Parecen relatos distintos pero todos coinciden en una cosa. No se trata de asegurar que el progreso material ha fracasado, hecho de sobra demostrado, sino de mostrarnos que el progreso moral también es imposible y que el Estado o el mercado son los culpables. Si se la carga el uno o el otro depende de quién escriba el guion y de convencer al espectador de que estas dos cosas pueden ser consideradas por separado. Pero al final, sea cual sea el relato, el optimismo distópico siempre termina con el mismo menú: muerte de primero, destrucción de segundo y de postre, fascismo.

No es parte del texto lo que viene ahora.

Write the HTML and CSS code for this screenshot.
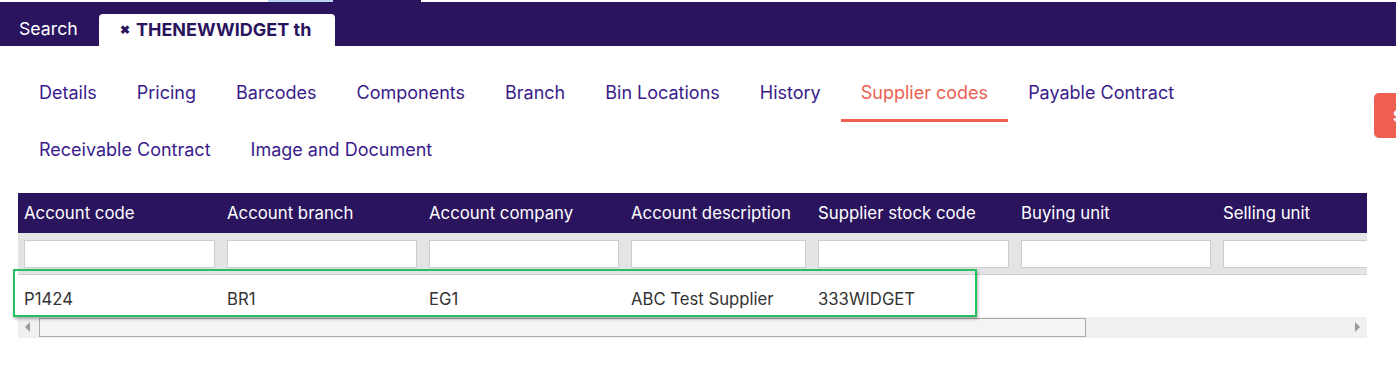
FILE: index.html
```html
<!DOCTYPE html>
<html lang="en">
<head>
  <meta charset="UTF-8">
  <title>Stock item - Supplier codes</title>
  <link rel="stylesheet" href="styles.css">
</head>
<body>

<div class="top-strip">
  <span class="strip-light"></span>
  <span class="strip-dark"></span>
</div>

<div class="navbar">
  <span class="nav-search">Search</span>
  <div class="nav-tab"><span class="close">&#10006;</span> THENEWWIDGET th</div>
</div>

<div class="content">
  <div class="tabs">
    <a class="tab">Details</a>
    <a class="tab">Pricing</a>
    <a class="tab">Barcodes</a>
    <a class="tab">Components</a>
    <a class="tab">Branch</a>
    <a class="tab">Bin Locations</a>
    <a class="tab">History</a>
    <a class="tab active">Supplier codes</a>
    <a class="tab">Payable Contract</a>
    <a class="tab">Receivable Contract</a>
    <a class="tab">Image and Document</a>
  </div>

  <button class="side-button">S</button>

  <div class="grid-wrap">
    <div class="grid-scroll">
      <table class="grid">
        <colgroup>
          <col class="c1"><col class="c2"><col class="c3"><col class="c4"><col class="c5"><col class="c6"><col class="c7">
        </colgroup>
        <thead>
          <tr class="head-row">
            <th>Account code</th>
            <th>Account branch</th>
            <th>Account company</th>
            <th>Account description</th>
            <th>Supplier stock code</th>
            <th>Buying unit</th>
            <th>Selling unit</th>
          </tr>
          <tr class="filter-row">
            <td><input type="text"></td>
            <td><input type="text"></td>
            <td><input type="text"></td>
            <td><input type="text"></td>
            <td><input type="text"></td>
            <td><input type="text"></td>
            <td><input type="text"></td>
          </tr>
        </thead>
        <tbody>
          <tr class="data-row">
            <td>P1424</td>
            <td>BR1</td>
            <td>EG1</td>
            <td>ABC Test Supplier</td>
            <td>333WIDGET</td>
            <td></td>
            <td></td>
          </tr>
        </tbody>
      </table>
    </div>

    <div class="scrollbar">
      <span class="arrow left"></span>
      <div class="thumb"></div>
      <span class="arrow right"></span>
    </div>

    <!-- highlight round the selected row -->
    <div class="row-highlight"></div>
  </div>
</div>

</body>
</html>
```

FILE: styles.css
```css
body {
  margin: 0;
  font-family: Inter, "Open Sans", sans-serif;
  background: #fff;
  overflow: hidden;
}

.top-strip {
  display: flex;
  height: 2px;
  background: #fff;
}

.strip-light {
  width: 65px;
  margin-left: 268px;
  background: #bcd6f2;
}

.strip-dark {
  width: 88px;
  background: #2a145e;
}

.navbar {
  display: flex;
  align-items: flex-end;
  height: 44px;
  background: #2a145e;
}

.nav-search {
  color: #fff;
  font-size: 17.7px;
  padding: 0 21px 7px 19px;
}

.nav-tab {
  width: 236px;
  height: 32px;
  box-sizing: border-box;
  padding: 5px 0 0 21px;
  background: #fff;
  border-radius: 4px 4px 0 0;
  color: #2a145e;
  font-size: 18px;
  font-weight: 700;
  white-space: nowrap;
}

.nav-tab .close {
  font-size: 12px;
  margin-right: 2px;
  position: relative;
  top: -2px;
}

.content {
  position: relative;
}

.tabs {
  display: flex;
  flex-wrap: wrap;
  width: 1180px;
  padding: 19px 0 0 19px;
}

.tab {
  height: 57px;
  box-sizing: border-box;
  padding: 17px 20px 0 20px;
  color: #3a1b8c;
  font-size: 18px;
  border-bottom: 3px solid transparent;
  cursor: pointer;
}

.tab.active {
  color: #ee5f4f;
  border-bottom-color: #ee5f4f;
}

.side-button {
  position: absolute;
  left: 1374px;
  top: 47px;
  width: 40px;
  height: 45px;
  border: none;
  border-radius: 5px;
  background: #ee5f4f;
  color: #fff;
  font-family: inherit;
  font-size: 16px;
  font-weight: 700;
  text-align: left;
  padding: 0 0 0 19px;
}

.grid-wrap {
  position: relative;
  width: 1349px;
  margin: 14px 0 0 18px;
}

.grid-scroll {
  overflow: hidden;
}

.grid {
  border-collapse: collapse;
  table-layout: fixed;
  width: 1420px;
}

.c1 { width: 203px; }
.c2 { width: 202px; }
.c3 { width: 202px; }
.c4 { width: 187px; }
.c5 { width: 203px; }
.c6 { width: 202px; }
.c7 { width: 221px; }

.head-row th {
  height: 40px;
  padding: 0 6px;
  background: #2a145e;
  color: #fff;
  font-size: 16.8px;
  font-weight: 400;
  text-align: left;
}

.filter-row td {
  height: 41px;
  padding: 0 6px;
  background: #e4e4e4;
  border-bottom: 1px solid #cfcfcf;
}

.filter-row input {
  display: block;
  width: 100%;
  height: 28px;
  box-sizing: border-box;
  border: 1px solid #cdcdcd;
  background: #fff;
}

.data-row td {
  height: 42px;
  padding: 6px 6px 0;
  box-sizing: border-box;
  color: #333;
  font-size: 16.7px;
}

.scrollbar {
  display: flex;
  align-items: center;
  height: 21px;
  background: #f0f0f0;
}

.thumb {
  width: 1045px;
  height: 17px;
  margin-left: 9px;
  border: 1px solid #aaa;
  background: #f4f4f4;
}

.arrow {
  width: 0;
  height: 0;
  border-top: 5px solid transparent;
  border-bottom: 5px solid transparent;
}

.arrow.left {
  margin-left: 7px;
  border-right: 5px solid #999;
}

.arrow.right {
  margin-left: auto;
  margin-right: 7px;
  border-left: 5px solid #999;
}

.row-highlight {
  position: absolute;
  left: -5px;
  top: 76px;
  width: 960px;
  height: 44px;
  border: 2px solid #22c05e;
  box-shadow: 1px 2px 3px rgba(0, 0, 0, 0.3);
  pointer-events: none;
}
```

Amenazar con un futuro aterrador es siempre una postura conservadora que paraliza el alma y el pensamiento. Y de paso nos impide ver lo que tenemos delante de la nariz. Se acerca el invierno, que dirían en Juego de tronos. Todos sabemos que los personajes serían otros y harían otras cosas si los zombis (caminantes blancos) ya estuvieran aquí. Por ejemplo, dejarían de gimotear por lo que va a pasar, pasarían del trono de hierro, vivirían del amor y no del interés y a lo mejor hasta prestaban atención a lo que les estaba pasando. La buena noticia es que nuestro invierno ya está aquí. ¡Estamos de enhorabuena! No hay que esperar a vivir treinta, cincuenta o cien años. Vivimos ya en el peor de los mundos. ¿Y ahora qué? Un poco de grandeza para nuestro final, por favor. Al final, solo moriremos una vez. El progreso material ha fracasado, pero el progreso moral sigue siendo posible y depende además de cada uno. Imagínate que el peor de los mundos empezara mañana. ¿Qué harías con tu vida? ¿Y con la de los demás? Pues eso.